Time passed. Six years of NDA rule was colourless, spineless. Remember exchanging a terrorist to release passengers of a hijacked plane… in a foreign country… our Foreign Minister personally going…? However, NDA had good excuse for its pusillanimous performance: NDA is not BJP; hence following coalition dharma was a great hindrance and hugely restrictive to function freely.

People answered appropriately when time came. UPA under the leadership of Congress came to rule with Dr. Manmohan Singh as Prime Minister. Now it is about to complete 10 years. But where are we? Are we seeing Dr. Manmohan Singh as the creator of a new, resurgent India? He has wasted his time gathering votes for the 2014 Parliamentary election doling out rice, sugar and edibles and such other concessions to poor voters who are in majority instead of building a new dynamic India creating new industries, infrastructure and schemes that would generate employment, and as a natural, general rule increase per capita income.

The 2014 election-oriented laws and schemes like doling out rice at Re. 1 a kg, cash subsidy etc., by the UPA are counter-development-economic incentives. This will make the beneficiaries lazy, absent themselves from work, spouse to separate and as in Charles Dickens novel to ask ‘Some more Sir.’

Such are the leaders we got after independence. No wonder we still belong to the third world, to the category of developing country, as the developed countries call us.

Contrast these so-called leaders and nation builders with some others; but the most well-known and famous among them is Sir M. Vivesvaraya whose 152nd birthday is today rightly observed as Engineers’ Day. Though it may be a bit of exaggeration to say he was the builder of India when British were ruling us, his contribution was substantial in many areas of development, wherever he served — Bombay, Hyderabad and Karnataka. As for Karnataka, he was really the Brahma, the creator. Son of Karnataka (then Mysore Kingdom), no son of this soil has done so much for its development as he has done in just six years when he was the Dewan from 1912 to 1918. That he was fortunate, so also the people of Mysore, in having Krishna Raja Wadiyar IV as the ruler, a Raja Rishi and philosopher-king. He gave full support to Sir Vivesvaraya’s many visionary projects. Of the many, I must mention at least a few major one’s — KRS Dam, Hindustan Aeronautics Ltd., Bhadravati Iron and Steel Mill, Government Soap Factory, Sandal Wood Oi

l and Soap Factory, State Bank of Mysore, Mysore University, Hydro-Electric Project at Shivanasamudra, Mysore Sugar Factory, Hindu Modern Hotel and Metropole Hotel in our city, Century Club, Bangalore, Engineering College and more. The list seems endless. One man and what a service to the country. A real Brahma.
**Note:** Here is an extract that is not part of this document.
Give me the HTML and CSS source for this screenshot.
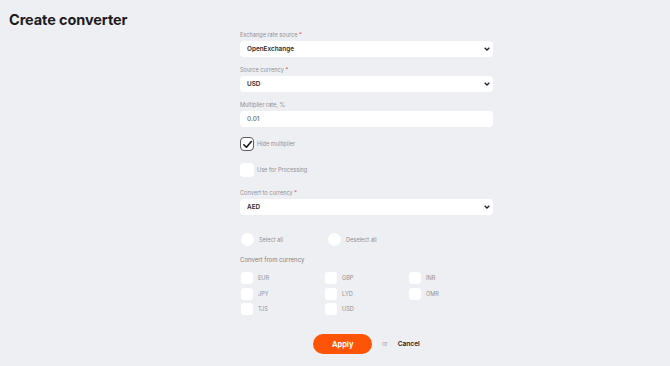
FILE: index.html
```html
<!DOCTYPE html>
<html>
<head>
<meta charset="utf-8">
<link rel="stylesheet" href="styles.css">
</head>
<body>
<div class="page">
  <h1 class="title">Create converter</h1>
  <form class="form">
    <div class="field">
      <label class="label">Exchange rate source <span class="req">*</span></label>
      <div class="select-wrap">
        <select class="control select"><option>OpenExchange</option></select>
        <svg class="chev" viewBox="0 0 6 4" width="6" height="4"><path d="M0.7 0.7 L3 3 L5.3 0.7" fill="none" stroke="#222" stroke-width="1.3"/></svg>
      </div>
    </div>
    <div class="field">
      <label class="label">Source currency <span class="req">*</span></label>
      <div class="select-wrap">
        <select class="control select"><option>USD</option></select>
        <svg class="chev" viewBox="0 0 6 4" width="6" height="4"><path d="M0.7 0.7 L3 3 L5.3 0.7" fill="none" stroke="#222" stroke-width="1.3"/></svg>
      </div>
    </div>
    <div class="field">
      <label class="label">Multiplier rate, %</label>
      <input class="control input" value="0.01">
    </div>
    <div class="check-row first">
      <span class="box checked"><svg viewBox="0 0 12 12" width="11" height="11"><path d="M2 6.2 L4.8 9 L10.2 2.8" fill="none" stroke="#111" stroke-width="1.7" stroke-linecap="round" stroke-linejoin="round"/></svg></span>
      <span class="check-text">Hide multiplier</span>
    </div>
    <div class="check-row second">
      <span class="box"></span>
      <span class="check-text">Use for Processing</span>
    </div>
    <div class="field convert-to">
      <label class="label">Convert to currency <span class="req">*</span></label>
      <div class="select-wrap">
        <select class="control select"><option>AED</option></select>
        <svg class="chev" viewBox="0 0 6 4" width="6" height="4"><path d="M0.7 0.7 L3 3 L5.3 0.7" fill="none" stroke="#222" stroke-width="1.3"/></svg>
      </div>
    </div>
    <div class="radio-row">
      <div class="radio-item"><span class="circle"></span><span class="check-text">Select all</span></div>
      <div class="radio-item"><span class="circle"></span><span class="check-text">Deselect all</span></div>
    </div>
    <div class="from-label">Convert from currency</div>
    <div class="cur-grid">
      <div class="cur"><span class="cbox"></span><span class="cur-text">EUR</span></div>
      <div class="cur"><span class="cbox"></span><span class="cur-text">GBP</span></div>
      <div class="cur"><span class="cbox"></span><span class="cur-text">INR</span></div>
      <div class="cur"><span class="cbox"></span><span class="cur-text">JPY</span></div>
      <div class="cur"><span class="cbox"></span><span class="cur-text">LYD</span></div>
      <div class="cur"><span class="cbox"></span><span class="cur-text">OMR</span></div>
      <div class="cur"><span class="cbox"></span><span class="cur-text">TJS</span></div>
      <div class="cur"><span class="cbox"></span><span class="cur-text">USD</span></div>
    </div>
    <div class="actions">
      <button type="button" class="apply">Apply</button>
      <span class="or">or</span>
      <a class="cancel">Cancel</a>
    </div>
  </form>
</div>
</body>
</html>
```
FILE: styles.css
```css
html, body {
  margin: 0;
  padding: 0;
  background: #eeeff3;
  font-family: "Inter", "Open Sans", sans-serif;
  color: #222;
}
.page {
  position: relative;
  width: 670px;
  height: 366px;
  overflow: hidden;
}
.title {
  margin: 0;
  position: absolute;
  left: 9px;
  top: 10px;
  font-size: 14.5px;
  line-height: 20px;
  font-weight: 700;
  color: #1c1c1e;
  letter-spacing: -0.1px;
}
.form {
  margin: 0 0 0 240px;
  padding-top: 31px;
  width: 253px;
  display: flex;
  flex-direction: column;
}
.field {
  display: flex;
  flex-direction: column;
  margin-bottom: 9px;
}
.label {
  display: block;
  font-size: 5.6px;
  line-height: 8px;
  height: 8px;
  color: #8e8f94;
  margin-bottom: 2px;
}
.req { color: #e5484d; }
.select-wrap {
  position: relative;
  height: 16px;
}
.control {
  display: block;
  box-sizing: border-box;
  width: 253px;
  height: 16px;
  margin: 0;
  border: none;
  border-radius: 4px;
  background: #fff;
  font-family: inherit;
  padding: 0 0 0 7px;
  outline: none;
}
.select {
  -webkit-appearance: none;
  appearance: none;
  font-size: 6.4px;
  font-weight: 600;
  color: #2a2a2e;
}
.chev {
  position: absolute;
  right: 3px;
  top: 6px;
}
.input {
  font-size: 6.4px;
  color: #6d6e73;
  font-weight: 500;
}
.check-row {
  display: flex;
  align-items: center;
  gap: 3px;
  height: 14px;
}
.check-row.first { margin-top: 1px; }
.check-row.second { margin-top: 12px; }
.box {
  box-sizing: border-box;
  width: 14px;
  height: 14px;
  border-radius: 4px;
  background: #fff;
  display: flex;
  align-items: center;
  justify-content: center;
}
.box.checked {
  border: 1px solid #5b5b60;
}
.check-text {
  font-size: 5.6px;
  color: #8e8f94;
}
.convert-to { margin-top: 12px; margin-bottom: 0; }
.radio-row {
  display: flex;
  margin-top: 18px;
  height: 13px;
}
.radio-item {
  display: flex;
  align-items: center;
  gap: 5px;
  width: 86px;
  padding-left: 1px;
}
.circle {
  width: 13px;
  height: 13px;
  border-radius: 50%;
  background: #fff;
}
.from-label {
  margin-top: 10px;
  font-size: 6px;
  line-height: 8px;
  color: #808186;
}
.cur-grid {
  margin-top: 8px;
  display: grid;
  grid-template-columns: 84px 84px 84px;
  row-gap: 3.5px;
}
.cur {
  display: flex;
  align-items: center;
  gap: 5px;
  padding-left: 1px;
  height: 12px;
}
.cbox {
  width: 12px;
  height: 12px;
  border-radius: 3px;
  background: #fff;
}
.cur-text {
  font-size: 5.6px;
  color: #8e8f94;
}
.actions {
  margin-top: 19px;
  display: flex;
  align-items: center;
  justify-content: center;
}
.apply {
  width: 59px;
  height: 20px;
  border: none;
  border-radius: 10px;
  background: #ff5306;
  color: #fff;
  font-family: inherit;
  font-size: 7.4px;
  font-weight: 700;
  padding: 0;
}
.or {
  margin-left: 10px;
  font-size: 5.6px;
  color: #9a9ba0;
}
.cancel {
  margin-left: 10px;
  font-size: 6.6px;
  font-weight: 600;
  color: #1e1e22;
}
```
But sadly we have now only Maheshwaras coming in the way of Vishnu who is prevented from even maintaining what Brahma Sir M. Vivesvarayahad created for us. Look at the maintenance of KRS dam and garden; Bhadravati Steel Mill, HAL and a host of other institutions and industries. Mysore Sandal Wood Oil Factory is closed or almost closed but a huge sandal oil factory is flourishing in Kerala border. Raw material is from Karnataka! Sir M. Vivesvaraya must be turning in his grave!

Such a great man, it is said, had a very disturbing, unhappy family life. The cliche often used while honouring great achievers is that ‘behind every great man there is a woman’, inspiring him. Fate cheated him with his first wife Savithramma, who died early after marriage. Second wife died at delivery. At the persistent request of his mother he married again but this too led to his despair. Thus the aphorism that behind every successful man there is a woman was belied in Vivesvaraya’s case, so also in many other cases.

Some examples. Abraham Lincon. He had a quarrelsome, nagging wife. Field Marshal K.M. Cariappa, father of Independent India’s Defence Forces, rose to that height even as his wife separated when he was a Brigadier. And he never married again. And to go to ancient times, Socrates, the world’s greatest philosopher. He had a nagging, quarrelling and cantankerous wife so much so once while he was having his dialogue with the youngsters of Athens in the garden Arcadia, his wife, enraged, came with a bucket full of water and poured it over his head. Socrates did not lose his cool but simply humoured himself muttering: “I thought it was only thunder, it also rained.”

I think it is Masti Venkatesh Iyengar, the great Kannada novelist and littérateur, who also served at the Palace, while giving a pen sketch of the great builder statesman, had mentioned some of Vivesvaraya’s idiosyncrasies. Sir MV was very meticulous in his sartorial outfit and in his speech highly measured. Carried himself with great dignity at all times even while eating food. For example, while eating banana he would gently peal it to a small length, break it with his fingers and plunk that portion to his mouth. He would not bite it like most do.

How I wish we had builders like Sir M. Vivesvaraya and rulers like Sri Krishnaraja Wadiyar IV. Now let us pray to Shiva and request him to keep quite for just next five years. Who knows Narendra Modi may play the role of Sri Krishnaraja Wadiyar IV. But where would Modi find his Visvesvaraya? Let us pray.